True RMS For Non-Sinusoidal Loads
Drive outputs, dimmers, welders, UPS systems, and switch-mode supplies distort waveforms. An averaging meter can under-read in those cases. A true-RMS model reports the heating value of the actual waveform, sine or not. That aligns better with breaker trip curves and thermal limits. Around VFDs or dense electronic loads, a true-RMS clamp brings fewer surprises and cleaner trend data.
CAT Ratings, PPE, And Setup Checks
Match the meter’s measurement category to the space you’re working in. Panels and feeders call for CAT III or CAT IV, while plug-in loads often sit at CAT II. The meter label shows both the category and the rated voltage. Good practice also pairs the meter with PPE for the task. Arc-rated clothing, gloves, and face protection depend on the task and the gear rating. For selection guidance, see NFPA 70E, which lays out hazard assessment and PPE tables.
IEC 61010 categories describe expected transients: CAT II for plug-in loads, CAT III for fixed wiring, CAT IV for service entrances and outdoor conductors. Match both category and rated voltage on the label.
Two quick habits raise your batting average. First, keep the jaws centered on the conductor; straddling the jaw tips can skew readings. Second, watch orientation arrows on some models; turning the clamp can flip the sign of DC readings on Hall-effect designs.
Feature Set That Saves Time
Choices on the spec sheet change how smooth the day goes. True-RMS processing, enough current range for large feeders, decent low-amp resolution for standby loads, and reliable inrush capture all pay off. A backlight and HOLD help in tight spaces. Wireless logging helps with long trend sessions when you prefer to shut the door and stand clear.
| Feature | What It Helps With | Quick Tip |
|---|---|---|
| Inrush capture | Motor starts and breaker sizing | Trigger just before start; log a few starts |
| True-RMS | VFDs and distorted loads | Use on panels with lots of electronics |
| Flex probe input | Busbars and large feeders | Wrap fully and keep the loop round |
| Low-amp range | Standby draw and leakage | Use a “turns through the jaw” trick for more resolution |
| MIN/MAX | Intermittent faults | Let it run while you wiggle suspect points |
| Logged readings | Load studies | Tag each circuit in your notes or app |
Mistakes That Spoil Readings
Common slips: clamping the whole cable (currents cancel), leaving the jaw slightly open (flux leaks), holding near big busbars (stray fields skew readings), skipping DC zero, or chasing tiny currents without using the “turns through the jaw” trick to boost resolution. On three-phase, measure all legs; don’t assume they match.
A split bolt with two conductors can hide current if they oppose each other. If a number appears with both hot and neutral in the jaw and no load is on, filters may leak; move upstream and retest.

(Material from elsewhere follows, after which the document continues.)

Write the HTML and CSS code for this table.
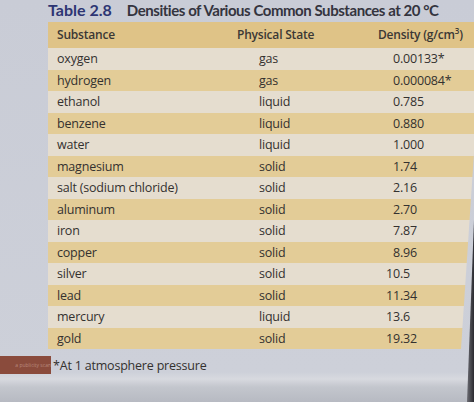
FILE: index.html
```html
<!DOCTYPE html>
<html>
<head>
<meta charset="utf-8">
<link rel="stylesheet" href="styles.css">
</head>
<body>
<div class="page">
  <h1 class="title"><span class="num">Table 2.8</span><span class="name">Densities of Various Common Substances at 20 °C</span></h1>
  <div class="tbl">
    <div class="row head"><div class="c1">Substance</div><div class="c2">Physical State</div><div class="c3">Density (g/cm<sup>3</sup>)</div></div>
    <div class="row"><div class="c1">oxygen</div><div class="c2">gas</div><div class="c3"><span class="i">0</span>.00133*</div></div>
    <div class="row"><div class="c1">hydrogen</div><div class="c2">gas</div><div class="c3"><span class="i">0</span>.000084*</div></div>
    <div class="row"><div class="c1">ethanol</div><div class="c2">liquid</div><div class="c3"><span class="i">0</span>.785</div></div>
    <div class="row"><div class="c1">benzene</div><div class="c2">liquid</div><div class="c3"><span class="i">0</span>.880</div></div>
    <div class="row"><div class="c1">water</div><div class="c2">liquid</div><div class="c3"><span class="i">1</span>.000</div></div>
    <div class="row"><div class="c1">magnesium</div><div class="c2">solid</div><div class="c3"><span class="i">1</span>.74</div></div>
    <div class="row"><div class="c1">salt (sodium chloride)</div><div class="c2">solid</div><div class="c3"><span class="i">2</span>.16</div></div>
    <div class="row"><div class="c1">aluminum</div><div class="c2">solid</div><div class="c3"><span class="i">2</span>.70</div></div>
    <div class="row"><div class="c1">iron</div><div class="c2">solid</div><div class="c3"><span class="i">7</span>.87</div></div>
    <div class="row"><div class="c1">copper</div><div class="c2">solid</div><div class="c3"><span class="i">8</span>.96</div></div>
    <div class="row"><div class="c1">silver</div><div class="c2">solid</div><div class="c3"><span class="i">10</span>.5</div></div>
    <div class="row"><div class="c1">lead</div><div class="c2">solid</div><div class="c3"><span class="i">11</span>.34</div></div>
    <div class="row"><div class="c1">mercury</div><div class="c2">liquid</div><div class="c3"><span class="i">13</span>.6</div></div>
    <div class="row"><div class="c1">gold</div><div class="c2">solid</div><div class="c3"><span class="i">19</span>.32</div></div>
  </div>
  <div class="foot">
    <span class="tag">a publicity scan</span>
    <span class="note">*At 1 atmosphere pressure</span>
  </div>
</div>
</body>
</html>
```
FILE: styles.css
```css
html, body {
  margin: 0;
  padding: 0;
}
body {
  position: relative;
  width: 474px;
  height: 402px;
  overflow: hidden;
  font-family: "Open Sans", "Noto Sans", sans-serif;
  color: #34312f;
  background: linear-gradient(to bottom, #c9ccd6 0, #cdd0d9 372px, #d7d9df 379px, #c3c6cd 387px, #b7bac2 402px);
}
body::after {
  content: "";
  position: absolute;
  top: 0;
  right: 0;
  width: 12px;
  height: 402px;
  background: linear-gradient(to right, #9a9ba2 0, #2a2a30 100%);
  clip-path: polygon(100% 220px, 100% 100%, 5px 100%);
}
.page {
  display: flex;
  flex-direction: column;
}
.title {
  margin: 0;
  padding: 0 0 0 48px;
  height: 22px;
  font-family: Lato, "Open Sans", sans-serif;
  font-size: 15px;
  line-height: 19px;
  font-weight: 700;
  white-space: nowrap;
}
.title .num {
  color: #2d3573;
  font-size: 16px;
  margin-right: 15px;
}
.title .name {
  color: #34343e;
  letter-spacing: -0.45px;
}
.tbl {
  margin-left: 48px;
  display: flex;
  flex-direction: column;
  font-size: 12.5px;
  letter-spacing: -0.2px;
  clip-path: polygon(0 0, 100% 0, 100% 40%, calc(100% - 13px) 100%, 0 100%);
}
.row {
  display: grid;
  grid-template-columns: 180px 142px 1fr;
  align-items: center;
  height: 22px;
  line-height: 14px;
}
.row:nth-child(even) { background: #e5ddcf; }
.row:nth-child(odd) { background: #e3cc97; height: 21px; }
.row.head {
  height: 26px;
  background: #dfc387;
  font-weight: 600;
  font-size: 12px;
  color: #3b3835;
}
.c1 { padding-left: 9px; white-space: nowrap; }
.c2 { padding-left: 31px; }
.head .c2 { padding-left: 9px; }
.c3 { white-space: nowrap; }
.head .c3 { padding-left: 8px; }
.c3 .i {
  display: inline-block;
  width: 30px;
  text-align: right;
}
sup {
  font-size: 8px;
  line-height: 0;
}
.foot {
  display: flex;
  align-items: center;
  margin-top: 7px;
  height: 18px;
}
.tag {
  width: 51px;
  height: 18px;
  background: #8a4b3c;
  color: #b88a7c;
  font-size: 5px;
  line-height: 18px;
  overflow: hidden;
  white-space: nowrap;
  text-align: right;
}
.note {
  padding-left: 2px;
  font-size: 12.5px;
  color: #34312f;
  letter-spacing: -0.2px;
}
```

With high-frequency drives, choose the function the manual calls out.
Buying Choices That Match The Work
Pick a jaw that fits the conductors you see most. Check the top range for feeders and the bottom range for control wiring. If you work on busway or parallel sets, choose a meter that accepts a flex probe. For phantom loads and leakage, favor better low-amp resolution. In tight spaces, a rotating display helps. If you trend loads often, wireless logging lets you shut doors and gather data from a safe distance.
For both AC and DC, pick a Hall-effect clamp. For pure AC at power frequency and low noise, a current-transformer clamp reads cleanly and needs no zeroing.
Quick Recap For Field Work
A clamp meter speeds current checks with the circuit closed, which is why it’s a first-grab tool on panels, motors, and feeders. Use it to find overloads, balance phases, gauge motor draw, catch inrush, and confirm leakage. Know your clamp type: CT for AC, Hall for AC and DC. Work one conductor at a time, close the jaws cleanly, and center the conductor. Pick a true-RMS model around VFDs, match the CAT rating to the task, and pair the tool with PPE. That recipe yields reliable numbers. Log readings with labels.